Why are globals set to tls by default? and why is fast code ugly by default?

IGotD- nise at nise.com
Sat Apr 1 08:47:54 UTC 2023


On Sunday, 26 March 2023 at 18:25:54 UTC, Richard (Rikki) Andrew 
Cattermole wrote:
> Having TLS by default is actually quite desirable if you like 
> your code to be safe without having to do anything extra.
>
> As soon as you go into global to the process memory, you are 
> responsible for synchronization. Ensuring that the state is 
> what you want it to be.
>
> Keep in mind that threads didn't exist when C was created. They 
> could not change their approach without breaking everyone's 
> code. So what they do is totally irrelevant unless its 1980.
>
> I think its the correct way around. You can't accidentally 
> cause memory safety issues. You must explicitly opt-into the 
> ability to mess up your programs state.
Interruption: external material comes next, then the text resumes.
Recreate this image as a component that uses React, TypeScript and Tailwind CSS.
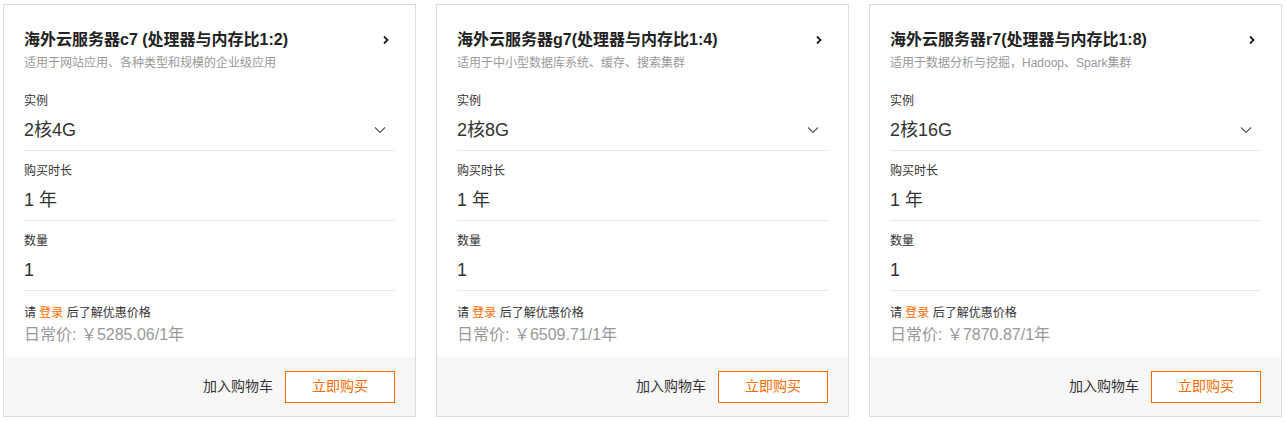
const products = [
  {
    title: "海外云服务器c7 (处理器与内存比1:2)",
    desc: "适用于网站应用、各种类型和规模的企业级应用",
    spec: "2核4G",
    price: "5285.06",
  },
  {
    title: "海外云服务器g7(处理器与内存比1:4)",
    desc: "适用于中小型数据库系统、缓存、搜索集群",
    spec: "2核8G",
    price: "6509.71",
  },
  {
    title: "海外云服务器r7(处理器与内存比1:8)",
    desc: "适用于数据分析与挖掘，Hadoop、Spark集群",
    spec: "2核16G",
    price: "7870.87",
  },
];

const font = { fontFamily: '"Liberation Sans", "Noto Sans CJK SC", sans-serif' };

const ChevronRight = () => (
  <svg width="8" height="10" viewBox="0 0 8 10" className="mr-[5px]">
    <path d="M2 1.5 L5.5 5 L2 8.5" fill="none" stroke="#222" strokeWidth="1.8" />
  </svg>
);

const ChevronDown = () => (
  <svg width="12" height="8" viewBox="0 0 12 8" className="mr-[9px]">
    <path d="M1 1.5 L6 6.5 L11 1.5" fill="none" stroke="#555" strokeWidth="1.1" />
  </svg>
);

const Field = ({ label, children }: { label: string; children: React.ReactNode }) => (
  <div className="border-b border-[#e8e8e8] pt-[10px] pb-[8px]">
    <div className="h-5 text-[12px] leading-5 text-[#333]">{label}</div>
    <div className="mt-[7px] h-6 text-[18px] leading-6 text-[#333]">{children}</div>
  </div>
);

const Card = ({ p }: { p: (typeof products)[number] }) => (
  <div className="flex h-[413px] w-[413px] flex-col border border-[#dcdcdc] bg-white">
    <div className="flex-1 px-5 pt-[23px]">
      <div className="flex h-6 items-center justify-between">
        <span className="text-[16px] font-bold leading-6 text-[#222]">{p.title}</span>
        <ChevronRight />
      </div>
      <div className="mt-px h-5 text-[12px] leading-5 text-[#999]">{p.desc}</div>
      <div className="mt-[8px]">
        <Field label="实例">
          <div className="flex items-center justify-between">
            <span>{p.spec}</span>
            <ChevronDown />
          </div>
        </Field>
        <Field label="购买时长">1 年</Field>
        <Field label="数量">1</Field>
        <div className="pt-[12px]">
          <div className="h-5 text-[12px] leading-5 text-[#333]">
            请 <span className="text-[#ff6a00]">登录</span> 后了解优惠价格
          </div>
          <div className="h-6 text-[16px] leading-6 text-[#999]">日常价: ￥{p.price}/1年</div>
        </div>
      </div>
    </div>
    <div className="flex h-[59px] items-center justify-end gap-3 bg-[#f7f7f7] px-5">
      <span className="text-[14px] text-[#333]">加入购物车</span>
      <button className="h-8 w-[110px] border border-[#ff6a00] bg-white text-[14px] text-[#ff6a00]">
        立即购买
      </button>
    </div>
  </div>
);

export default function App() {
  return (
    <div className="flex min-h-[422px] gap-5 bg-white pl-[3px] pt-[4px]" style={font}>
      {products.map((p) => (
        <Card key={p.spec} p={p} />
      ))}
    </div>
  );
}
I think "safe" BS is going too far. Normally you don't use global 
variables at all but if you do the most usual is to use normal 
global variables with perhaps some kind of synchronization 
primitive. TLS is quite unusual and having TLS by default might 
even introduce bugs as the programmer believes that the value can 
be set by all threads while they are independent.

Regardless, __gshared in front of the variable isn't a huge deal 
but it shows that the memory model in D is a leaking bucket. Some 
compilers enforce synchronization primitives for global variables 
and are "safe" that way. However, sometimes you don't need them 
like in small systems that only has one thread and it just gets 
in the way.

TLS by default is mistake in my opinion and it doesn't really 
help. TLS should be discouraged as much as possible as it is 
complicated and slows down thread creation.